In 2023, we settled the audits related to our U.S. federal income tax returns for 2012 through 2015, with the exception of one issue regarding the timing of deductibility of certain costs at our refineries. The settlement related to these audits resulted in a favorable reduction in our unrecognized tax benefits. During 2024, we filed formal claims for refund with the IRS for the disagreed-upon issue. As of December 31, 2025, this disagreed-upon issue remains unresolved. We do not expect that the ultimate disposition of this issue will result in a material change to our financial position, results of operations, or cash flows.
U.S. State
As of December 31, 2025, our California tax returns for 2011 through 2016 were under audit by the state of California. During 2024, we settled the audits related to our California income tax returns for 2017 through 2019 for amounts consistent with our recorded amounts for unrecognized tax benefits. We do not expect that the ultimate disposition of the remaining audits will result in a material change to our financial position, results of operations, or cash flows. We believe that these audits will be resolved for amounts consistent with our recorded amounts for unrecognized tax benefits associated with these audits.
Foreign
As of December 31, 2025, certain of our Canadian subsidiaries’ federal tax returns for 2013 through 2015 and 2017 through 2022 were under audit by the Canada Revenue Agency, and our Quebec provincial tax returns for 2013 through 2015 and 2017 through 2019 were under audit by Revenu Québec. As of December 31, 2025, the 2020 and 2021 tax returns for one of our Mexican subsidiaries were under audit by Servicio de Administración Tributaria (SAT), and we continue to engage with SAT to resolve these audits. We do not expect that the ultimate disposition of these audits by the foreign tax authorities will result in a material change to our financial position, results of operations, or cash flows.
Other Disclosures
Undistributed Earnings of Foreign Subsidiaries
As of December 31, 2025, there are certain cumulative undistributed earnings of our foreign subsidiaries that are considered permanently reinvested in the relevant foreign countries. We are able to distribute cash via a dividend from our foreign subsidiaries with a full dividends received deduction in the U.S. However, there is a cost to repatriate the undistributed earnings of certain of our foreign subsidiaries to us, including, but not limited to, withholding taxes imposed by certain foreign jurisdictions, U.S. state income taxes, and U.S. federal income tax on foreign exchange gains. During 2025, we accrued $42 million of withholding and other taxes on the $1.1 billion of earnings that are no longer considered permanently reinvested, but it is not practicable to estimate the amount of additional tax that would be payable on the undistributed earnings that are considered permanently reinvested.
Repatriation Tax Liability
Our repatriation tax liability relates to our recognition of a one-time transition tax on the deemed repatriation of previously undistributed accumulated earnings and profits of our foreign subsidiaries and was previously included in other long-term liabilities.
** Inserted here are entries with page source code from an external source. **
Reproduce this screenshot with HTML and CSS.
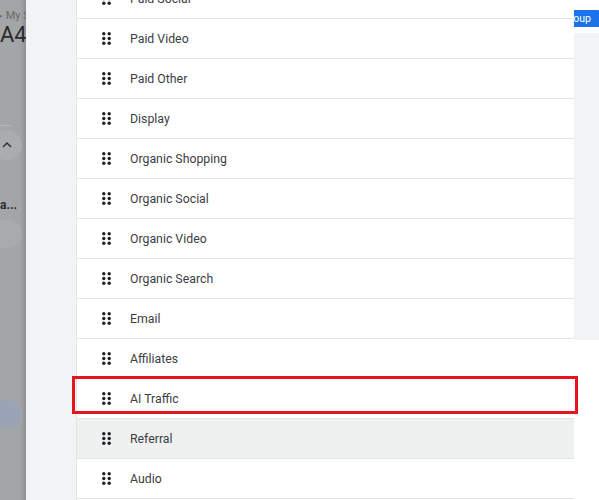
FILE: index.html
```html
<!DOCTYPE html>
<html lang="en">
<head>
    <meta charset="UTF-8">
    <meta name="viewport" content="width=device-width, initial-scale=1.0">
    <title>Channel groups - reorder</title>
    <link rel="stylesheet" href="styles.css">
</head>
<body>
    <svg width="0" height="0" class="defs">
        <symbol id="drag" viewBox="0 0 9 13">
            <circle cx="1.8" cy="1.8" r="1.7"/><circle cx="7.2" cy="1.8" r="1.7"/>
            <circle cx="1.8" cy="6.5" r="1.7"/><circle cx="7.2" cy="6.5" r="1.7"/>
            <circle cx="1.8" cy="11.2" r="1.7"/><circle cx="7.2" cy="11.2" r="1.7"/>
        </symbol>
    </svg>

    <div class="page">
        <!-- page behind the dialog, dimmed -->
        <div class="backdrop">
            <div class="crumb">&#9656; My S</div>
            <div class="title">A4</div>
            <div class="rule"></div>
            <div class="round-btn">
                <svg width="10" height="6" viewBox="0 0 10 6"><path d="M1 5 L5 1 L9 5" fill="none" stroke="#2b2c2e" stroke-width="1.4"/></svg>
            </div>
            <div class="bold-label">a...</div>
            <div class="pill"></div>
            <div class="pill pill-blue"></div>
        </div>

        <div class="sidebar"></div>

        <!-- Lista de canais -->
        <ul class="channel-list">
            <li class="channel"><svg class="handle"><use href="#drag"/></svg>Paid Social</li>
            <li class="channel"><svg class="handle"><use href="#drag"/></svg>Paid Video</li>
            <li class="channel"><svg class="handle"><use href="#drag"/></svg>Paid Other</li>
            <li class="channel"><svg class="handle"><use href="#drag"/></svg>Display</li>
            <li class="channel"><svg class="handle"><use href="#drag"/></svg>Organic Shopping</li>
            <li class="channel"><svg class="handle"><use href="#drag"/></svg>Organic Social</li>
            <li class="channel"><svg class="handle"><use href="#drag"/></svg>Organic Video</li>
            <li class="channel"><svg class="handle"><use href="#drag"/></svg>Organic Search</li>
            <li class="channel"><svg class="handle"><use href="#drag"/></svg>Email</li>
            <li class="channel"><svg class="handle"><use href="#drag"/></svg>Affiliates</li>
            <li class="channel"><svg class="handle"><use href="#drag"/></svg>AI Traffic</li>
            <li class="channel hover"><svg class="handle"><use href="#drag"/></svg>Referral</li>
            <li class="channel"><svg class="handle"><use href="#drag"/></svg>Audio</li>
            <li class="channel"><svg class="handle"><use href="#drag"/></svg>SMS</li>
        </ul>

        <div class="aside">
            <div class="aside-top">
                <div class="btn-clip"><span class="btn">Create group</span></div>
            </div>
            <div class="aside-panel"></div>
        </div>

        <!-- annotation box -->
        <div class="highlight"></div>
    </div>
</body>
</html>
```

FILE: styles.css
```css
html, body {
    margin: 0;
    padding: 0;
    background: #fff;
}
.defs {
    position: absolute;
}
.page {
    position: relative;
    display: flex;
    width: 599px;
    height: 500px;
    overflow: hidden;
    font-family: Roboto, "Liberation Sans", Arial, sans-serif;
}

/* dimmed page */
.backdrop {
    width: 26px;
    flex: none;
    overflow: hidden;
    background: linear-gradient(to right, #a5a6a8 0, #a3a4a6 78%, #8f9092 100%);
    color: #2b2c2e;
}
.crumb {
    margin-top: 9px;
    font-size: 11px;
    line-height: 14px;
    color: #68696b;
    white-space: nowrap;
    margin-left: -3px;
}
.title {
    font-size: 22px;
    line-height: 24px;
    white-space: nowrap;
    color: #2a2b2d;
}
.rule {
    margin-top: 78px;
    width: 12px;
    height: 1px;
    background: #b4b5b7;
}
.round-btn {
    margin-top: 4px;
    margin-left: -8px;
    width: 30px;
    height: 30px;
    border-radius: 50%;
    background: #abacae;
    display: flex;
    align-items: center;
    justify-content: center;
}
.bold-label {
    margin-top: 38px;
    font-size: 12px;
    line-height: 14px;
    font-weight: bold;
    white-space: nowrap;
}
.pill {
    margin-top: 8px;
    margin-left: -20px;
    width: 42px;
    height: 28px;
    border-radius: 14px;
    background: #a9aaac;
}
.pill-blue {
    margin-top: 152px;
    background: #9ba4b4;
}

.sidebar {
    width: 50px;
    flex: none;
    background: #f1f3f4;
    border-right: 1px solid #e3e4e6;
}

/* list */
.channel-list {
    list-style: none;
    margin: -21px 0 0;
    padding: 0;
    width: 497px;
    flex: none;
}
.channel {
    display: flex;
    align-items: center;
    height: 39px;
    border-bottom: 1px solid #e3e4e6;
    padding-left: 25px;
    font-size: 12.3px;
    color: #3c4043;
    background: #fff;
}
.channel.hover {
    background: #eff0f0;
}
.handle {
    width: 9px;
    height: 13px;
    margin-right: 19px;
    fill: #202124;
    flex: none;
}

.aside {
    flex: 1;
    display: flex;
    flex-direction: column;
}
.aside-top {
    height: 33px;
    background: #fff;
    display: flex;
    align-items: flex-start;
    padding-top: 10px;
    box-sizing: border-box;
}
.btn-clip {
    width: 26px;
    height: 17px;
    overflow: hidden;
    display: flex;
    justify-content: flex-end;
    background: #1a73e8;
    border-radius: 0 2px 2px 0;
}
.btn {
    flex: none;
    padding-right: 9px;
    font-size: 10.5px;
    line-height: 17px;
    color: #fff;
    white-space: nowrap;
}
.aside-panel {
    height: 307px;
    background: #f1f3f4;
}

.highlight {
    position: absolute;
    left: 72px;
    top: 376px;
    width: 500px;
    height: 32px;
    border: 3px solid #e8141d;
}
```
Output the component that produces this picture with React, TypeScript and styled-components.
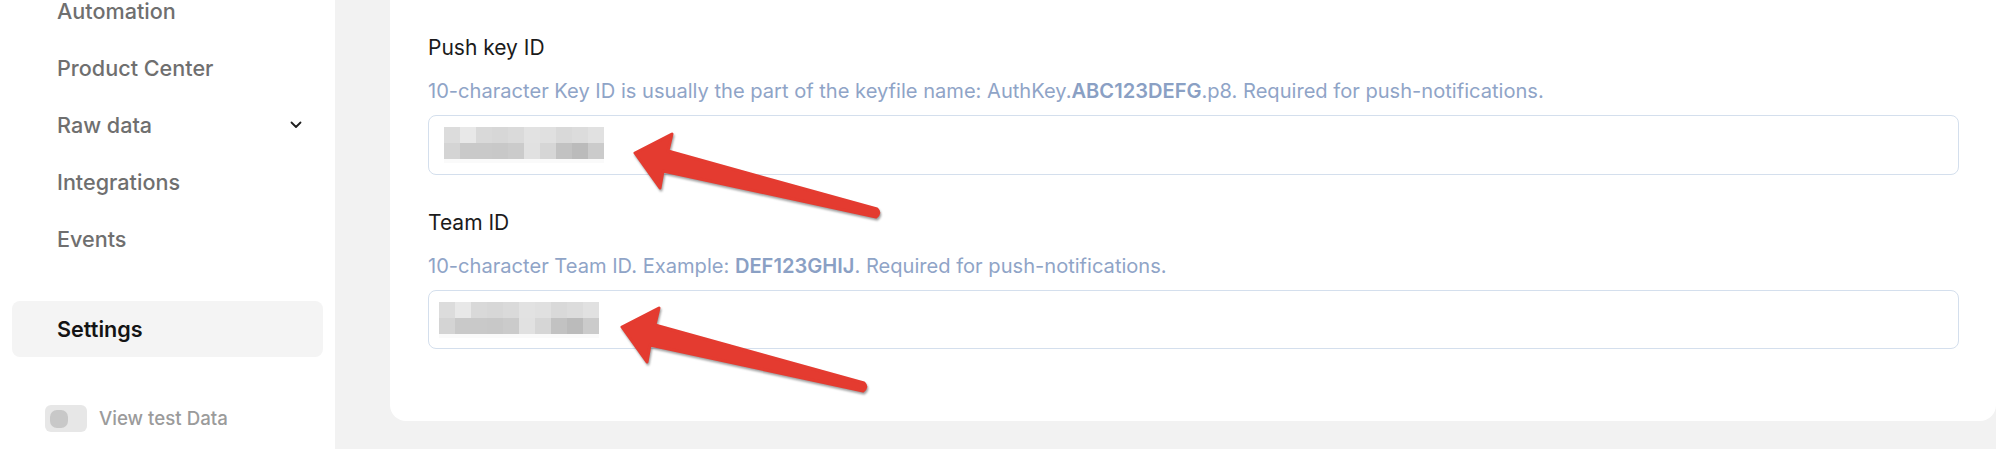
import React from "react";
import styled, { createGlobalStyle } from "styled-components";

const GlobalStyle = createGlobalStyle`
  html, body {
    margin: 0;
    padding: 0;
    height: 449px;
    overflow: hidden;
    background: #f2f2f2;
    font-family: Inter, "Noto Sans", "Liberation Sans", sans-serif;
  }
  * { box-sizing: border-box; }
`;

const Page = styled.div`
  display: flex;
  width: 1996px;
  height: 449px;
  overflow: hidden;
`;

const Sidebar = styled.aside`
  width: 335px;
  flex-shrink: 0;
  background: #ffffff;
  padding: 0 12px;
  display: flex;
  flex-direction: column;
`;

const NavList = styled.nav`
  display: flex;
  flex-direction: column;
  margin-top: -18px;
`;

const NavItem = styled.div<{ $active?: boolean }>`
  height: ${(p) => (p.$active ? "56px" : "57px")};
  display: flex;
  align-items: center;
  justify-content: space-between;
  padding: 0 21px 0 45px;
  border-radius: 8px;
  font-size: 21.6px;
  font-weight: ${(p) => (p.$active ? 600 : 500)};
  color: ${(p) => (p.$active ? "#141414" : "#6f6f6f")};
  background: ${(p) => (p.$active ? "#f4f4f4" : "transparent")};
`;

const SettingsGroup = styled.div`
  margin-top: 34px;
`;

const ToggleRow = styled.div`
  margin-top: 48px;
  padding-left: 33px;
  display: flex;
  align-items: center;
  gap: 12px;
`;

const Track = styled.div`
  width: 42px;
  height: 27px;
  border-radius: 6px;
  background: #e7e7e7;
  display: flex;
  align-items: center;
  padding-left: 5px;
`;

const Knob = styled.div`
  width: 18px;
  height: 18px;
  border-radius: 7px;
  background: #c8c8c8;
`;

const ToggleLabel = styled.span`
  font-size: 18.7px;
  font-weight: 500;
  color: #9b9b9b;
`;

const Main = styled.main`
  flex: 1;
  padding-left: 55px;
  background: #f2f2f2;
`;

const Card = styled.section`
  margin-top: -24px;
  background: #ffffff;
  border-radius: 16px;
  padding: 58px 37px 72px 38px;
  display: flex;
  flex-direction: column;
  gap: 34px;
`;

const Field = styled.div`
  display: flex;
  flex-direction: column;
`;

const Label = styled.div`
  font-size: 21px;
  line-height: 28px;
  font-weight: 400;
  color: #1b1b1b;
`;

const Hint = styled.div`
  margin-top: 16px;
  font-size: 20.1px;
  line-height: 26px;
  color: #8fa4c7;
  b {
    font-weight: 600;
    color: #8aa0c4;
  }
`;

const InputBox = styled.div<{ $height: number }>`
  position: relative;
  margin-top: 11px;
  height: ${(p) => p.$height}px;
  border: 1px solid #d4dfed;
  border-radius: 8px;
  background: #ffffff;
  display: flex;
  align-items: flex-start;
`;

const Pixels = styled.div<{ $left: number }>`
  margin: 11px 0 0 ${(p) => p.$left}px;
  display: grid;
  grid-template-columns: repeat(10, 16px);
  grid-auto-rows: 16px;
`;

const Cell = styled.div<{ $shade: string }>`
  background: ${(p) => p.$shade};
`;

const ArrowSvg = styled.svg<{ $x: number; $y: number }>`
  position: absolute;
  left: ${(p) => p.$x - 12}px;
  top: ${(p) => p.$y - 32}px;
  overflow: visible;
  filter: drop-shadow(1px 2px 1px rgba(40, 40, 40, 0.45));
`;

const ROW1 = ["#dcdcdc", "#e8e8e8", "#d9d9d9", "#d7d7d7", "#dadada", "#e2e2e2", "#e0e0e0", "#d9d9d9", "#dcdcdc", "#e1e1e1"];
const ROW2 = ["#d4d4d4", "#c9c9c9", "#c9c9c9", "#c8c8c8", "#cbcbcb", "#e1e1e1", "#d6d6d6", "#c2c2c2", "#bbbbbb", "#cbcbcb"];
const ROW3 = Array(10).fill("#fafafa");

const BlurredValue: React.FC<{ left: number }> = ({ left }) => (
  <Pixels $left={left}>
    {[...ROW1, ...ROW2, ...ROW3].map((c, i) => (
      <Cell key={i} $shade={c} style={i >= 20 ? { height: 4 } : undefined} />
    ))}
  </Pixels>
);

const Arrow: React.FC<{ x: number; y: number }> = ({ x, y }) => (
  <ArrowSvg $x={x} $y={y} width="264" height="110" viewBox="-12 -32 264 110">
    <path
      d="M0 0 L37 -19 L33 -2 L242 56 Q246 60 241 64 L28 18 L25 35 Z"
      fill="#e43b30"
      stroke="#e43b30"
      strokeWidth="3"
      strokeLinejoin="round"
    />
  </ArrowSvg>
);

const Chevron = () => (
  <svg width="12" height="8" viewBox="0 0 12 8">
    <path d="M1.5 1.5 L6 6 L10.5 1.5" fill="none" stroke="#1f1f1f" strokeWidth="1.8" strokeLinecap="round" strokeLinejoin="round" />
  </svg>
);

export default function App() {
  return (
    <>
      <GlobalStyle />
      <Page>
        <Sidebar>
          <NavList>
            <NavItem>Automation</NavItem>
            <NavItem>Product Center</NavItem>
            <NavItem>
              Raw data
              <Chevron />
            </NavItem>
            <NavItem>Integrations</NavItem>
            <NavItem>Events</NavItem>
          </NavList>
          <SettingsGroup>
            <NavItem $active>Settings</NavItem>
          </SettingsGroup>
          <ToggleRow>
            <Track>
              <Knob />
            </Track>
            <ToggleLabel>View test Data</ToggleLabel>
          </ToggleRow>
        </Sidebar>
        <Main>
          <Card>
            <Field>
              <Label>Push key ID</Label>
              <Hint>
                10-character Key ID is usually the part of the keyfile name: AuthKey.<b>ABC123DEFG</b>.p8. Required for push-notifications.
              </Hint>
              <InputBox $height={60}>
                <BlurredValue left={15} />
                <Arrow x={206} y={37} />
              </InputBox>
            </Field>
            <Field>
              <Label>Team ID</Label>
              <Hint>
                10-character Team ID. Example: <b>DEF123GHIJ</b>. Required for push-notifications.
              </Hint>
              <InputBox $height={59}>
                <BlurredValue left={10} />
                <Arrow x={193} y={36} />
              </InputBox>
            </Field>
          </Card>
        </Main>
      </Page>
    </>
  );
}
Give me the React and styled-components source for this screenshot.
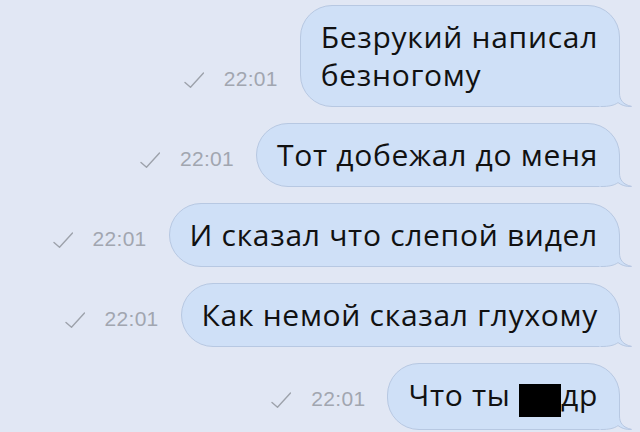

This transition tax, which was reflected in income taxes payable as of December 31, 2024, was remitted to the IRS over the eight-year period provided in the Code, with the final installment paid in 2025.
One Big Beautiful Bill Act
On July 4, 2025, legislation commonly known as the One Big Beautiful Bill Act (OBBB) was enacted, which resulted in a broad range of changes to the Code. The most significant provisions affecting us include the following:
•extension of the clean fuel production credit through December 31, 2029;
•requirement that fuel produced after December 31, 2025 must be exclusively derived from feedstocks produced or grown in the U.S., Mexico, or Canada in order for such fuel to be eligible for the clean fuel production credit;
•elimination of the special clean fuel production credit rate for SAF produced after December 31, 2025;
•permanent reinstatement of the provision that allows companies to expense 100 percent of the cost of qualified property acquired and placed in service after January 19, 2025; and
•modification of several international tax provisions, including those relating to net controlled foreign corporation tested income (formerly global intangible low-taxed income) and foreign-derived deduction eligible income (formerly foreign-derived intangible income), each beginning January 1, 2026.
These changes and other provisions of this legislation did not have a material effect on our financial position, results of operations, and cash flows in 2025. However, we will continue to evaluate the effects of the OBBB on our financial position, results of operations, and cash flows in the future.